Starting at the first line of the data, print each line verbatim up to and including the line bearing "border border-t-white border-l-white", omitting pictures.
======== DATA EXTRACT
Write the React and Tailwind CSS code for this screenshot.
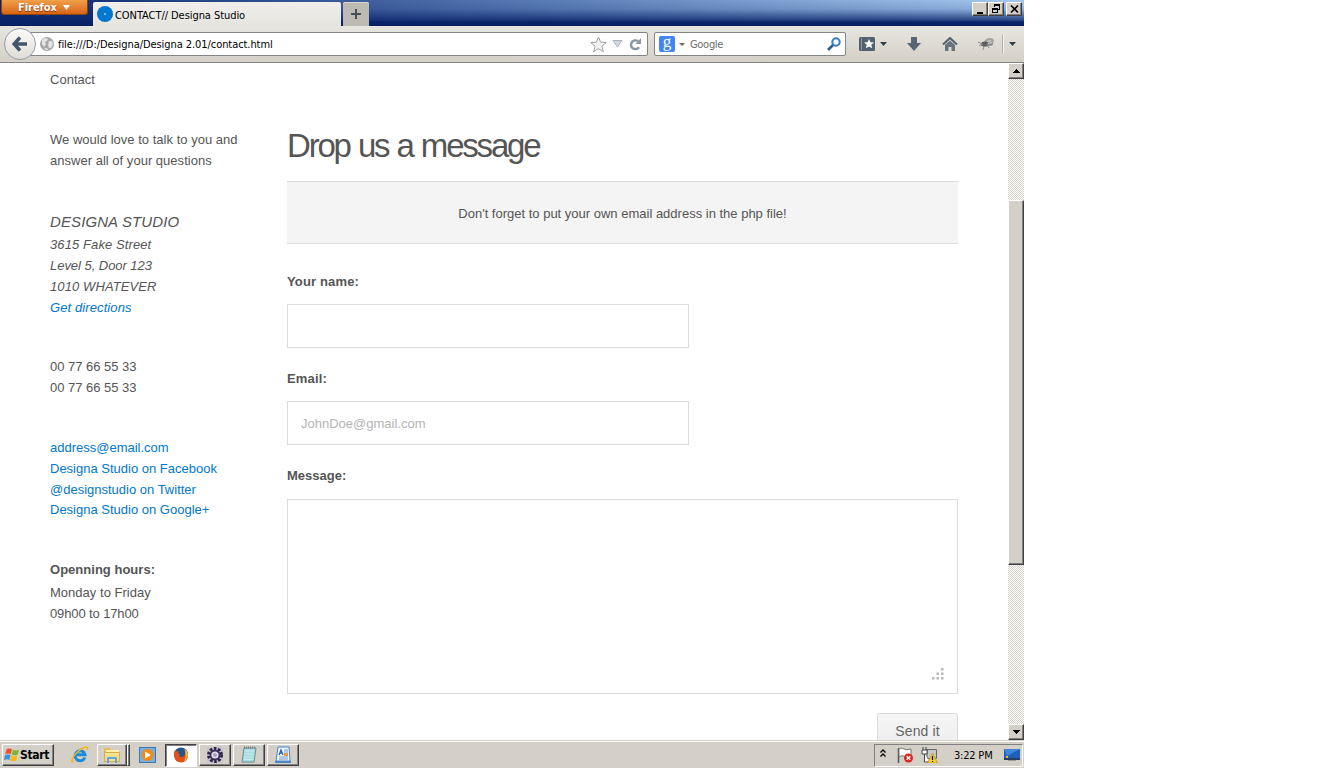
const UI = "font-['DejaVu_Sans_Condensed','DejaVu_Sans',sans-serif]";
const RAISED =
  "bg-[#d4d0c8] border border-t-white border-l-white border-r-[#404040] border-b-[#404040] shadow-[inset_-1px_-1px_0_#808080]";

function Caret({ className = "", fill = "#34404c", w = 7, h = 4 }) {
  return (
    <svg className={className} width={w} height={h} viewBox="0 0 8 4" preserveAspectRatio="none">
      <path d="M0 0h8L4 4z" fill={fill} />
    </svg>
  );
}

function WindowButton({ children, className = "" }) {
  return (
    <button className={`flex h-[14px] w-4 items-center justify-center ${RAISED} ${className}`}>{children}</button>
  );
}

function TitleBar() {
  return (
    <div className="flex h-[26px] w-full items-start bg-[linear-gradient(to_bottom,transparent_0%,rgba(10,36,106,0.15)_35%,rgba(10,36,106,0.75)_75%,#0a246a_85%,#08205f_100%),linear-gradient(to_right,#0a246a,#5577b2_50%,#a6caf0)]">
      <button
        className={`ml-px flex h-[15px] w-[87px] items-center rounded-b-[3px] border border-t-0 border-[#8a4510] bg-linear-to-b from-[#f0a04a] to-[#d9640f] pl-4 text-[11px] font-bold text-white [text-shadow:0_1px_1px_#803000] ${UI}`}
      >
        <span className="mt-[3px] tracking-[-0.05px]">Firefox</span>
        <Caret className="ml-[6px]" fill="#fff" w={7} h={5} />
      </button>
      <div className={`mt-[2px] ml-[5px] flex h-6 w-[248px] items-center rounded-t-[2px] bg-linear-to-b from-[#f0efec] to-[#e6e4df] pl-1 text-[11px] text-black ${UI}`}>
        <svg width="16" height="16" viewBox="0 0 16 16">
          <circle cx="8" cy="8" r="8" fill="#0077d0" />
          <circle cx="8" cy="8" r="1" fill="#9fd0f5" />
        </svg>
        <span className="ml-[2px] mt-[4px] tracking-[-0.06px] whitespace-nowrap">CONTACT// Designa Studio</span>
      </div>
      <div className="mt-[2px] ml-[2px] flex h-6 w-[26px] items-center justify-center rounded-t-[2px] bg-[#bdb9b3] shadow-[inset_0_1px_0_#d8d5d0]">
        <svg width="10" height="10" viewBox="0 0 10 10">
          <path d="M4 0h2v4h4v2H6v4H4V6H0V4h4z" fill="#45505a" />
        </svg>
      </div>
      <div className="mt-[2px] mr-[2px] ml-auto flex">
        <WindowButton>
          <svg width="12" height="10" viewBox="0 0 12 10"><path d="M3 8h6v2H3z" /></svg>
        </WindowButton>
        <WindowButton>
          <svg width="10" height="10" viewBox="0 0 10 10" shapeRendering="crispEdges">
            <path d="M3 0h6v6H7V5h1V2H4v1H3zM1 4h6v5H1zM2 6v2h4V6z" fillRule="evenodd" />
          </svg>
        </WindowButton>
        <WindowButton className="ml-[2px]">
          <svg width="9" height="8" viewBox="0 0 9 8"><path d="M1 .5l7 7M8 .5l-7 7" stroke="#000" strokeWidth="1.6" /></svg>
        </WindowButton>
      </div>
    </div>
  );
}

function Toolbar() {
  return (
    <div className={`flex h-[37px] w-full items-center border-b border-[#858585] bg-linear-to-b from-[#e8e6e1] to-[#d4d0c7] ${UI}`}>
      <button className="z-10 ml-[4px] flex size-8 shrink-0 items-center justify-center rounded-full border border-[#969da6] bg-linear-to-b from-[#fbfbfa] to-[#e0ddd8]">
        <svg width="16" height="16" viewBox="0 0 16 16">
          <path d="M8 1.5L2 8l6 6.500M2.500 8H15" fill="none" stroke="#46556a" strokeWidth="3.400" />
        </svg>
      </button>
      <div className="-ml-2 flex h-6 w-[620px] shrink-0 items-center rounded-[2px] border border-[#858585] bg-white pl-[11px]">
        <svg width="14" height="14" viewBox="0 0 14 14">
          <circle cx="7" cy="7" r="7" fill="#a7a7a7" />
          <path d="M2 3l3-2 3 1-1 2-2 1 1 2-2 3-2-3zM9 4l3 0 1 3-2 4-2 0-1-3zM4 11l3 0 1 2-2 0z" fill="#e4e4e4" />
        </svg>
        <span className="mt-[3px] ml-1 text-[11px] tracking-[-0.07px] whitespace-nowrap text-black">file:///D:/Designa/Designa 2.01/contact.html</span>
        <svg className="ml-auto" width="17" height="17" viewBox="0 0 17 17">
          <path d="M8.500 1l2.100 5.200 5.600.4-4.300 3.600 1.400 5.500-4.800-3-4.800 3 1.400-5.500L.8 6.600l5.600-.4z" fill="#f4f4f4" stroke="#a0a0a0" />
        </svg>
        <svg className="ml-[5px]" width="11" height="8" viewBox="0 0 11 8">
          <path d="M1 .5h9L5.500 7z" fill="#d5dae2" stroke="#a9b1bb" />
        </svg>
        <svg className="ml-[6px] mr-[5px]" width="13" height="13" viewBox="0 0 13 13">
          <path d="M10 9.300A4.400 4.400 0 1 1 9 3.200" fill="none" stroke="#8996a3" strokeWidth="2.400" />
          <path d="M12 0v6H6.500z" fill="#8996a3" />
        </svg>
      </div>
      <div className="ml-[6px] flex h-6 w-[192px] shrink-0 items-center rounded-[2px] border border-[#858585] bg-white pl-1">
        <span className="flex size-4 items-center justify-center rounded-[2px] bg-[#4285f4] font-['Liberation_Serif',serif] text-[17px] leading-none text-white">
          <span className="-mt-[5px]">g</span>
        </span>
        <Caret className="ml-1" fill="#666" w={6} h={3} />
        <span className="ml-[5px] mt-[3px] text-[11px] tracking-[-0.3px] text-[#6b6b6b]">Google</span>
        <svg className="ml-auto mr-[4px]" width="14" height="14" viewBox="0 0 14 14">
          <circle cx="9" cy="5" r="3.700" fill="#f2f8fd" stroke="#3a7cb8" strokeWidth="2" />
          <path d="M6 8l-5 5" stroke="#2b5d98" strokeWidth="2.600" />
        </svg>
      </div>
      <svg className="ml-[13px]" width="16" height="14" viewBox="0 0 16 14">
        <rect width="16" height="14" rx="1.500" fill="#53606d" />
        <path d="M2.500 1v12" stroke="#8f9aa5" />
        <path d="M10 2l1.500 3.200 3.500.3-2.700 2.200.9 3.500L10 9.400l-3.200 1.800.9-3.500L5 5.500l3.500-.3z" fill="#fff" />
      </svg>
      <Caret className="ml-[5px]" w={7} />
      <svg className="ml-[20px]" width="14" height="14" viewBox="0 0 14 14">
        <path d="M4 0h6v6h4l-7 8-7-8h4z" fill="#566573" />
      </svg>
      <svg className="ml-[21px]" width="16" height="14" viewBox="0 0 16 14">
        <path d="M1 7.500L8 1l7 6.500" fill="none" stroke="#52606d" strokeWidth="2" />
        <path d="M3 8l5-4.500L13 8v6H9.500v-4h-3v4H3z" fill="#667480" />
      </svg>
      <svg className="ml-[20px]" width="17" height="14" viewBox="0 0 17 14">
        <ellipse cx="11" cy="4.500" rx="5" ry="3.300" fill="#a3a3a0" transform="rotate(-15 11 4.500)" />
        <ellipse cx="7" cy="7" rx="4" ry="2.600" fill="#5c5c5c" />
        <ellipse cx="12" cy="7" rx="3" ry="1.800" fill="#8a8a88" />
        <path d="M0 5l4 2M1 8.500l4-1M6 9l-1 4M9 8l2 3" stroke="#8a8a8a" fill="none" />
        <path d="M9 4.500l4-1M10 6.500l4-1" stroke="#d8d8d6" />
      </svg>
      <div className="ml-[7px] h-[18px] w-px bg-[#b2b0ac] shadow-[1px_0_0_#f3f2ef]" />
      <Caret className="ml-[6px]" w={7} />
    </div>
  );
}

function Sidebar() {
  return (
    <aside className="w-[237px] shrink-0 pt-[6px] text-[13px] leading-[21px] tracking-[0.02px]">
      <p>Contact</p>
      <p className="mt-[39px]">We would love to talk to you and<br />answer all of your questions</p>
      <address className="mt-[39px] italic tracking-[0.1px]">
        <p className="mb-px text-[15px] leading-[23px] tracking-[0.1px]">DESIGNA STUDIO</p>
        <p>3615 Fake Street</p>
        <p className="tracking-[-0.04px]">Level 5, Door 123</p>
        <p>1010 WHATEVER</p>
        <a className="block text-[#0077cc]">Get directions</a>
      </address>
      <p className="mt-[38px] tracking-[-0.03px]">00 77 66 55 33<br />00 77 66 55 33</p>
      <div className="mt-10 flex flex-col leading-[20.8px] tracking-[0px] text-[#0077cc]">
        <a>address@email.com</a>
        <a>Designa Studio on Facebook</a>
        <a>@designstudio on Twitter</a>
        <a>Designa Studio on Google+</a>
      </div>
      <p className="mt-[38px] font-bold">Openning hours:</p>
      <p className="mt-[2px]">Monday to Friday<br /><span className="tracking-[-0.12px]">09h00 to 17h00</span></p>
    </aside>
  );
}

function ContactForm() {
  return (
    <main className="w-[671px] shrink-0 text-[13px] leading-[21px] tracking-[0px]">
      <h1 className="mt-[62px] h-[42px] text-[33px] leading-[42px] tracking-[-2.2px] whitespace-nowrap [word-spacing:1.2px]">Drop us a message</h1>
      <div className="mt-[14px] flex h-[63px] items-center justify-center border-y border-[#dcdcdc] bg-[#f4f4f4] pt-px">
        Don't forget to put your own email address in the php file!
      </div>
      <p className="mt-[27px] font-bold tracking-[0.15px]">Your name:</p>
      <div className="mt-[12px] h-[44px] w-[402px] border border-[#dcdcdc]" />
      <p className="mt-[20px] font-bold tracking-[0.15px]">Email:</p>
      <div className="mt-[12px] flex h-[44px] w-[402px] items-center border border-[#dcdcdc] px-[13px] text-[#b4b4b4]">JohnDoe@gmail.com</div>
      <p className="mt-[20px] font-bold">Message:</p>
      <div className="mt-[13px] flex h-[195px] items-end justify-end border border-[#dcdcdc] p-[13px]">
        <svg width="12" height="12" viewBox="0 0 12 12" fill="#b9b9b9">
          <path d="M9 0h2.500v2.500H9zM4.500 4.500H7V7H4.500zM9 4.500h2.500V7H9zM0 9h2.500v2.500H0zM4.500 9H7v2.500H4.500zM9 9h2.500v2.500H9z" />
        </svg>
      </div>
      <button className="mt-[19px] ml-auto flex h-[36px] w-[81px] items-center justify-center rounded-t-[2px] border border-[#dcdcdc] bg-linear-to-b from-[#f5f5f5] to-[#eeeeee] text-[14px] tracking-[0.1px] text-[#666]">Send it</button>
    </main>
  );
}

const CHECK = "bg-[repeating-conic-gradient(#d4d0c8_0%_25%,#ffffff_0%_50%)] bg-[length:2px_2px]";

function ScrollButton({ up }) {
  return (
    <div className={`flex h-4 items-center justify-center ${RAISED}`}>
      <svg width="7" height="4" viewBox="0 0 7 4" shapeRendering="crispEdges">
        <path d={up ? "M3 0h1v1h1v1h1v1h1v1H0V3h1V2h1V1h1z" : "M0 0h7v1H6v1H5v1H4v1H3V3H2V2H1V1H0z"} />
      </svg>
    </div>
  );
}

function Scrollbar() {
  return (
    <div className={`ml-auto flex h-full w-4 flex-col ${CHECK}`}>
      <ScrollButton up />
      <div className={`mt-[121px] h-[365px] ${RAISED}`} />
      <div className="mt-auto"><ScrollButton /></div>
    </div>
  );
}

function TaskButton({ children, className = "" }) {
  return <div className={`flex h-[22px] w-8 items-center justify-center ${RAISED} ${className}`}>{children}</div>;
}

function Taskbar() {
  return (
    <div className={`flex h-7 w-full items-center border-t border-[#d4d0c8] bg-[#d4d0c8] pt-px text-[11px] text-black shadow-[inset_0_1px_0_#fff] ${UI}`}>
      <button className={`ml-[2px] flex h-[22px] w-[52px] items-center pl-px ${RAISED}`}>
        <svg width="16" height="16" viewBox="0 0 16 16">
          <path d="M2.500 2.500Q5 .8 8 2.300L6.800 7Q4 5.800 1.200 7.200z" fill="#e8542a" />
          <path d="M9 2.800q3 1.500 6 0L13.800 7.500q-3 1.500-6 0z" fill="#7db72f" />
          <path d="M1 8.200q3-1.500 5.600-.2L5.300 13Q3 11.500 0 13z" fill="#3e8ede" />
          <path d="M7.500 8.500q3 1.500 6 0L12.200 13.500q-3 1.500-6 0z" fill="#f9b916" />
        </svg>
        <span className="text-[12px] font-bold tracking-[-0.3px]">Start</span>
      </button>
      <svg className="ml-[17px]" width="18" height="18" viewBox="0 0 18 18">
        <path d="M13.800 11.500A5 5 0 1 1 14 8.800H5.500" fill="none" stroke="#1c8bdc" strokeWidth="3" />
        <path d="M3 14.500C-1 18 .5 12 6 6.500S18-1 16.500 4" fill="none" stroke="#f2b61d" strokeWidth="1.500" />
      </svg>
      <div className="ml-[8px] flex">
        <TaskButton className="w-[30px]">
          <svg width="18" height="16" viewBox="0 0 18 16">
            <path d="M1 1h6l1 2h8v12H1z" fill="#e4bd55" />
            <path d="M3 3h13v8H3z" fill="#fff2ae" />
            <path d="M1.500 5.500h15v9h-15z" fill="#f7e08e" stroke="#d0ae50" />
            <path d="M5 16v-5h8v5" fill="none" stroke="#62a7d5" strokeWidth="2" />
          </svg>
        </TaskButton>
        <div className={`h-[22px] w-[3px] ${RAISED}`} />
      </div>
      <svg className="ml-[9px]" width="17" height="16" viewBox="0 0 17 16">
        <rect x=".5" y=".5" width="16" height="15" fill="#79afdf" stroke="#3c78b4" />
        <circle cx="8.500" cy="8" r="6" fill="#f28a13" />
        <path d="M6 4.500L12 8l-6 3.500z" fill="#fff" />
      </svg>
      <div className="ml-[9px] flex h-[23px] w-8 items-center justify-center border border-t-[#404040] border-l-[#404040] border-r-white border-b-white bg-white shadow-[inset_1px_1px_0_#808080]">
        <svg width="16" height="16" viewBox="0 0 16 16">
          <circle cx="8" cy="7.500" r="7" fill="#29558f" />
          <path d="M2 3l1 1.500L5.500 4 5 6l2 1.500L6 9q2 2 5 0 2-2 .5-6Q15 5 15 9q-1 6.500-7 6.500T1 9q-.5-3 1-6z" fill="#e0521a" />
          <path d="M11.500 2q4.500 3 3 8-1 3-3.500 4.300Q14 9 11.500 2z" fill="#ffb92d" />
        </svg>
      </div>
      <TaskButton className="ml-[2px]">
        <svg width="18" height="18" viewBox="0 0 18 18">
          <path d="M1 1h16v16H1z" fill="#c9c5cf" />
          <circle cx="9" cy="9" r="6.500" fill="none" stroke="#2d2445" strokeWidth="3" strokeDasharray="2.600 1.500" />
          <circle cx="9" cy="9" r="5.500" fill="#3b2c5d" />
          <circle cx="9" cy="9" r="3.600" fill="#e2deec" />
          <circle cx="9" cy="9" r="2" fill="#a59dbb" />
        </svg>
      </TaskButton>
      <TaskButton className="ml-[2px]">
        <svg width="16" height="18" viewBox="0 0 16 18">
          <path d="M3 2h12l-2 14H1z" fill="#a9dcdf" stroke="#619296" />
          <path d="M4 5h9M4 8h8M3 11h9M3 13.500h9" stroke="#c9eef0" />
          <path d="M3 1.500h12" stroke="#777" strokeDasharray="1 1" strokeWidth="2" />
        </svg>
      </TaskButton>
      <TaskButton className="ml-[2px]">
        <svg width="16" height="18" viewBox="0 0 16 18">
          <path d="M3 1h11l1 14H1z" fill="#eef6ff" stroke="#4f86c0" />
          <path d="M4 9l2-5 2 5M5 7h2" fill="none" stroke="#2765b8" strokeWidth="1.300" />
          <path d="M9 4h4M9 6h4M4 11h9M4 13h9" stroke="#759ec9" />
          <path d="M9 7h4v3H9z" fill="#e99b3e" />
          <path d="M0 15h16v2H0z" fill="#4f86c0" />
        </svg>
      </TaskButton>
      <div className="ml-auto flex h-[23px] w-[149px] items-center border border-t-[#808080] border-l-[#808080] border-r-white border-b-white pl-[5px]">
        <svg className="-mt-[3px]" width="6" height="9" viewBox="0 0 6 9">
          <path d="M.5 3.500L3 1l2.500 2.500M.5 7.500L3 5l2.500 2.500" fill="none" stroke="#000" strokeWidth="1.300" />
        </svg>
        <svg className="ml-[11px]" width="17" height="16" viewBox="0 0 17 16">
          <path d="M1.500 1v15" stroke="#555" strokeWidth="1.500" />
          <path d="M2 1.500q3-1 5 .5t7 0v8q-4 1-6-.5t-6 0z" fill="#fff" stroke="#777" />
          <circle cx="11.500" cy="11" r="4.500" fill="#d92a24" />
          <path d="M9.700 9.200l3.600 3.600m0-3.600l-3.600 3.600" stroke="#fff" strokeWidth="1.400" />
        </svg>
        <svg className="ml-[7px]" width="17" height="16" viewBox="0 0 17 16">
          <path d="M6 2.500h9.500v9H6z" fill="#c5c8ca" stroke="#666" />
          <path d="M1 3h5v4H1zM2 0v3m3-3v3M3.500 7v8h5" fill="#fff" stroke="#444" />
          <path d="M11.500 6l5 10h-10z" fill="#ffd21d" stroke="#a98400" strokeWidth=".6" />
          <path d="M11.500 9v4m0 1v1" stroke="#000" strokeWidth="1.200" />
        </svg>
        <span className="mt-[2px] ml-4 tracking-[-0.2px] whitespace-nowrap">3:22 PM</span>
        <svg className="mr-[2px] ml-auto" width="16" height="14" viewBox="0 0 16 14">
          <path d="M0 1h16v9H0z" fill="#1f5fb8" />
          <path d="M0 1h16L3 8z" fill="#3f87dc" />
          <path d="M0 10h16v2H0z" fill="#263e61" />
          <path d="M2 8h2v2H2z" fill="#f5b922" />
          <path d="M4 12h8v1H4z" fill="#999" />
        </svg>
      </div>
      <div className="w-px" />
    </div>
  );
}

export default function App() {
  return (
    <div className="h-[768px] w-full overflow-hidden bg-white">
      <div className="flex h-[768px] w-[1024px] flex-col">
        <TitleBar />
        <Toolbar />
        <div className="flex h-[677px] w-full overflow-hidden pl-[50px] font-['Liberation_Sans',Arial,sans-serif] text-[#555]">
          <Sidebar />
          <ContactForm />
          <Scrollbar />
        </div>
        <Taskbar />
      </div>
    </div>
  );
}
================
> **RESULT**
Write the React and Tailwind CSS code for this screenshot.
const UI = "font-['DejaVu_Sans_Condensed','DejaVu_Sans',sans-serif]";
const RAISED =
  "bg-[#d4d0c8] border border-t-white border-l-white border-r-[#404040] border-b-[#404040] shadow-[inset_-1px_-1px_0_#808080]";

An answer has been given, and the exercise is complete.